TASK DETAILS: Reproduce each line of the material exactly, minus any picture.

RECORDS SHOWN:
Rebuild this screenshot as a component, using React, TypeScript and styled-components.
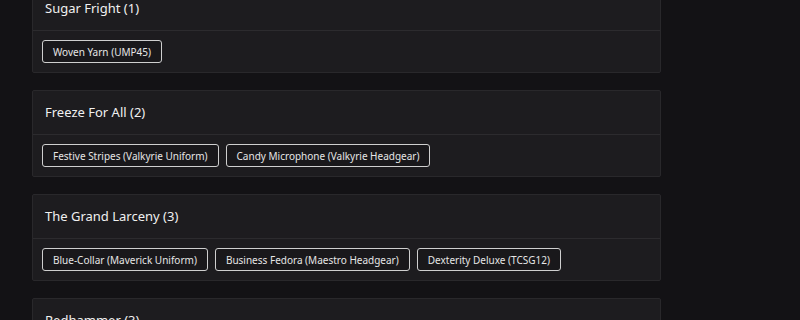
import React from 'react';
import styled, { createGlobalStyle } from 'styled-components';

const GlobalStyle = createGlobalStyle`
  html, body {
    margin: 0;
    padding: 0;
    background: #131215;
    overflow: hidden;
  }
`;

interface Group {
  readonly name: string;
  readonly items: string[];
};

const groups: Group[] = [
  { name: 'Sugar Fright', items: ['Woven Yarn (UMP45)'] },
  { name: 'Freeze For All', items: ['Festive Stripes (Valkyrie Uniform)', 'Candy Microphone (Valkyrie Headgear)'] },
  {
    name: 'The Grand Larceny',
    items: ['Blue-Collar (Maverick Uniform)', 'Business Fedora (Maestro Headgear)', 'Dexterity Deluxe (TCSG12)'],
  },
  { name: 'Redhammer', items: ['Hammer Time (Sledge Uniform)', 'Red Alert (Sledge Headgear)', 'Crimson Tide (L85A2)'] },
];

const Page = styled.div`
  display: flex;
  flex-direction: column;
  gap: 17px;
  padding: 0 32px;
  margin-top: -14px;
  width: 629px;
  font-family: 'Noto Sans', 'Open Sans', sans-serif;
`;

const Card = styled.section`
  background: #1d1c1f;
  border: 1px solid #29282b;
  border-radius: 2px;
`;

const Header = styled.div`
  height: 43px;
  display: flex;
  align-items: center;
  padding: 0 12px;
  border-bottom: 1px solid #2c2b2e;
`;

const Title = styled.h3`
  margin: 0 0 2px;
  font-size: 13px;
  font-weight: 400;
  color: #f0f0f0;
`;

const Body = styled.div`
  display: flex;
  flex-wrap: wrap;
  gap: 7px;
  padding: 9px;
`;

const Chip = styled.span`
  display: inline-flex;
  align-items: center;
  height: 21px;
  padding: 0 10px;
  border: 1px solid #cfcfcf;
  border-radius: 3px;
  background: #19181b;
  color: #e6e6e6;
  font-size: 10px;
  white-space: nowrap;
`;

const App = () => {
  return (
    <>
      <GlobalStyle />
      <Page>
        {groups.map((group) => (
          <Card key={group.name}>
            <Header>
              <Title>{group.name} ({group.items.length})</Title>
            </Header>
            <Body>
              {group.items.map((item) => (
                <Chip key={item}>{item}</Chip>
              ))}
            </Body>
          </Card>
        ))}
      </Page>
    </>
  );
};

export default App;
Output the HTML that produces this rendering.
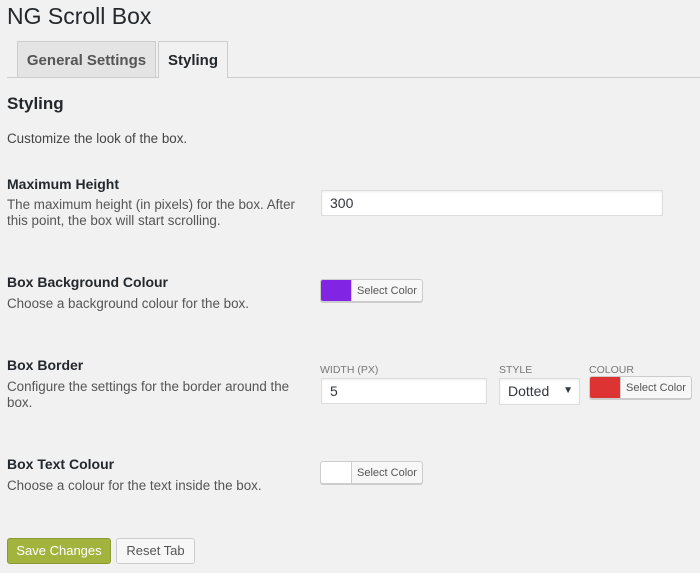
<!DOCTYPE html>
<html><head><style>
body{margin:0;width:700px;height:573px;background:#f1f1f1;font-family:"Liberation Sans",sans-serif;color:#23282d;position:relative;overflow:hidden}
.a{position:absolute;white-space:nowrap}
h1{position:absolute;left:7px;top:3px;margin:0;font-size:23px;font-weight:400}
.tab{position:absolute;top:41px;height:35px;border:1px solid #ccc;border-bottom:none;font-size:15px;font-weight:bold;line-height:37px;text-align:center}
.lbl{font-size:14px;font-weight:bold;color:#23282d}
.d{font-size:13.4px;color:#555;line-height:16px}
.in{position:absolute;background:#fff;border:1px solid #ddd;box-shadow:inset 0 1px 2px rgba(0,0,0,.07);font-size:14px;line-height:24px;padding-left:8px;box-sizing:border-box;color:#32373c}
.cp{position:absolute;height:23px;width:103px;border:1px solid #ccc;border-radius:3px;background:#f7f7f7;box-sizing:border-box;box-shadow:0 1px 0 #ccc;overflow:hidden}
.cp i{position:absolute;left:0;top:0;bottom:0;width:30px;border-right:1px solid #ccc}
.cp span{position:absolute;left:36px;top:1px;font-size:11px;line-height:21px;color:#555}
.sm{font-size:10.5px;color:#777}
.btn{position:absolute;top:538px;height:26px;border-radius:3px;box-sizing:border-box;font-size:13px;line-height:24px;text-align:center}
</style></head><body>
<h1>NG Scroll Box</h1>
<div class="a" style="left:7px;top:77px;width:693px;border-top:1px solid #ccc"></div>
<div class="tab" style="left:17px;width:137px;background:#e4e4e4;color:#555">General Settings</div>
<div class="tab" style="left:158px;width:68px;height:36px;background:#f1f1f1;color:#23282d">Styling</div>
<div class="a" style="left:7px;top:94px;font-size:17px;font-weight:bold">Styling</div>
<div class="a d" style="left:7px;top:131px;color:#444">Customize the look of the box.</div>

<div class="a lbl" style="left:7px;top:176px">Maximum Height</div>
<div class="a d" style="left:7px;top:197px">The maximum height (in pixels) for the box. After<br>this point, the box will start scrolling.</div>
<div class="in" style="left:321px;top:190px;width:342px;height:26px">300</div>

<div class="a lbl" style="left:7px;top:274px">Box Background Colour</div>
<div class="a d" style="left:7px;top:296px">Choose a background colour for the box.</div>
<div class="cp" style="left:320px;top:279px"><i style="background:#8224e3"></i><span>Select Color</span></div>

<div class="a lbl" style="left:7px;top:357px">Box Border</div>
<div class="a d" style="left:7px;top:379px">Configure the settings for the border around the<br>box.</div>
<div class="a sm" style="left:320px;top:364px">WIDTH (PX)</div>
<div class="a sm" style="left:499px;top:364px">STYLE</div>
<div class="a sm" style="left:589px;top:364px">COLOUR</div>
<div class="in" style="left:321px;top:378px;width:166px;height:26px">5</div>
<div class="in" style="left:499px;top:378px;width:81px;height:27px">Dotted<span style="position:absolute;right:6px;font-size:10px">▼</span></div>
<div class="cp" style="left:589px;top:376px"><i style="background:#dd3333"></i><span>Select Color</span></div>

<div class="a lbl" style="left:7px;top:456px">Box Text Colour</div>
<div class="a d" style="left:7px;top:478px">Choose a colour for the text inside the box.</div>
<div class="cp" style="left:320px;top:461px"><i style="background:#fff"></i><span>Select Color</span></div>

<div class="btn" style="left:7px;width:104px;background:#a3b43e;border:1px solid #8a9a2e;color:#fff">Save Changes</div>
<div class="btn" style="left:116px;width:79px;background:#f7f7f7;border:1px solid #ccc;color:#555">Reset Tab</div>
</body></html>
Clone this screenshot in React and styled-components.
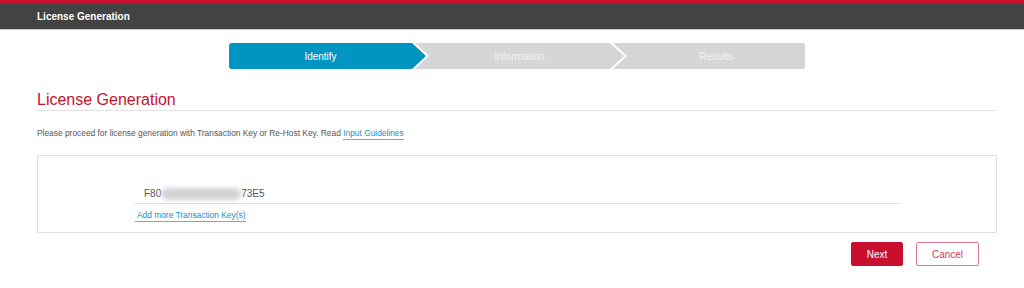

FINAL ANSWER:
Rebuild this screenshot as a component, using React, TypeScript and styled-components.
import React from 'react';
import styled, { createGlobalStyle } from 'styled-components';

const GlobalStyle = createGlobalStyle`
  html, body {
    margin: 0;
    padding: 0;
    background: #131215;
    overflow: hidden;
  }
`;

interface Group {
  readonly name: string;
  readonly items: string[];
};

const groups: Group[] = [
  { name: 'Sugar Fright', items: ['Woven Yarn (UMP45)'] },
  { name: 'Freeze For All', items: ['Festive Stripes (Valkyrie Uniform)', 'Candy Microphone (Valkyrie Headgear)'] },
  {
    name: 'The Grand Larceny',
    items: ['Blue-Collar (Maverick Uniform)', 'Business Fedora (Maestro Headgear)', 'Dexterity Deluxe (TCSG12)'],
  },
  { name: 'Redhammer', items: ['Hammer Time (Sledge Uniform)', 'Red Alert (Sledge Headgear)', 'Crimson Tide (L85A2)'] },
];

const Page = styled.div`
  display: flex;
  flex-direction: column;
  gap: 17px;
  padding: 0 32px;
  margin-top: -14px;
  width: 629px;
  font-family: 'Noto Sans', 'Open Sans', sans-serif;
`;

const Card = styled.section`
  background: #1d1c1f;
  border: 1px solid #29282b;
  border-radius: 2px;
`;

const Header = styled.div`
  height: 43px;
  display: flex;
  align-items: center;
  padding: 0 12px;
  border-bottom: 1px solid #2c2b2e;
`;

const Title = styled.h3`
  margin: 0 0 2px;
  font-size: 13px;
  font-weight: 400;
  color: #f0f0f0;
`;

const Body = styled.div`
  display: flex;
  flex-wrap: wrap;
  gap: 7px;
  padding: 9px;
`;

const Chip = styled.span`
  display: inline-flex;
  align-items: center;
  height: 21px;
  padding: 0 10px;
  border: 1px solid #cfcfcf;
  border-radius: 3px;
  background: #19181b;
  color: #e6e6e6;
  font-size: 10px;
  white-space: nowrap;
`;

const App = () => {
  return (
    <>
      <GlobalStyle />
      <Page>
        {groups.map((group) => (
          <Card key={group.name}>
            <Header>
              <Title>{group.name} ({group.items.length})</Title>
            </Header>
            <Body>
              {group.items.map((item) => (
                <Chip key={item}>{item}</Chip>
              ))}
            </Body>
          </Card>
        ))}
      </Page>
    </>
  );
};

export default App;
Output the HTML that produces this rendering.
<!DOCTYPE html>
<html><head><style>
body{margin:0;width:700px;height:573px;background:#f1f1f1;font-family:"Liberation Sans",sans-serif;color:#23282d;position:relative;overflow:hidden}
.a{position:absolute;white-space:nowrap}
h1{position:absolute;left:7px;top:3px;margin:0;font-size:23px;font-weight:400}
.tab{position:absolute;top:41px;height:35px;border:1px solid #ccc;border-bottom:none;font-size:15px;font-weight:bold;line-height:37px;text-align:center}
.lbl{font-size:14px;font-weight:bold;color:#23282d}
.d{font-size:13.4px;color:#555;line-height:16px}
.in{position:absolute;background:#fff;border:1px solid #ddd;box-shadow:inset 0 1px 2px rgba(0,0,0,.07);font-size:14px;line-height:24px;padding-left:8px;box-sizing:border-box;color:#32373c}
.cp{position:absolute;height:23px;width:103px;border:1px solid #ccc;border-radius:3px;background:#f7f7f7;box-sizing:border-box;box-shadow:0 1px 0 #ccc;overflow:hidden}
.cp i{position:absolute;left:0;top:0;bottom:0;width:30px;border-right:1px solid #ccc}
.cp span{position:absolute;left:36px;top:1px;font-size:11px;line-height:21px;color:#555}
.sm{font-size:10.5px;color:#777}
.btn{position:absolute;top:538px;height:26px;border-radius:3px;box-sizing:border-box;font-size:13px;line-height:24px;text-align:center}
</style></head><body>
<h1>NG Scroll Box</h1>
<div class="a" style="left:7px;top:77px;width:693px;border-top:1px solid #ccc"></div>
<div class="tab" style="left:17px;width:137px;background:#e4e4e4;color:#555">General Settings</div>
<div class="tab" style="left:158px;width:68px;height:36px;background:#f1f1f1;color:#23282d">Styling</div>
<div class="a" style="left:7px;top:94px;font-size:17px;font-weight:bold">Styling</div>
<div class="a d" style="left:7px;top:131px;color:#444">Customize the look of the box.</div>

<div class="a lbl" style="left:7px;top:176px">Maximum Height</div>
<div class="a d" style="left:7px;top:197px">The maximum height (in pixels) for the box. After<br>this point, the box will start scrolling.</div>
<div class="in" style="left:321px;top:190px;width:342px;height:26px">300</div>

<div class="a lbl" style="left:7px;top:274px">Box Background Colour</div>
<div class="a d" style="left:7px;top:296px">Choose a background colour for the box.</div>
<div class="cp" style="left:320px;top:279px"><i style="background:#8224e3"></i><span>Select Color</span></div>

<div class="a lbl" style="left:7px;top:357px">Box Border</div>
<div class="a d" style="left:7px;top:379px">Configure the settings for the border around the<br>box.</div>
<div class="a sm" style="left:320px;top:364px">WIDTH (PX)</div>
<div class="a sm" style="left:499px;top:364px">STYLE</div>
<div class="a sm" style="left:589px;top:364px">COLOUR</div>
<div class="in" style="left:321px;top:378px;width:166px;height:26px">5</div>
<div class="in" style="left:499px;top:378px;width:81px;height:27px">Dotted<span style="position:absolute;right:6px;font-size:10px">▼</span></div>
<div class="cp" style="left:589px;top:376px"><i style="background:#dd3333"></i><span>Select Color</span></div>

<div class="a lbl" style="left:7px;top:456px">Box Text Colour</div>
<div class="a d" style="left:7px;top:478px">Choose a colour for the text inside the box.</div>
<div class="cp" style="left:320px;top:461px"><i style="background:#fff"></i><span>Select Color</span></div>

<div class="btn" style="left:7px;width:104px;background:#a3b43e;border:1px solid #8a9a2e;color:#fff">Save Changes</div>
<div class="btn" style="left:116px;width:79px;background:#f7f7f7;border:1px solid #ccc;color:#555">Reset Tab</div>
</body></html>
Clone this screenshot in React and styled-components.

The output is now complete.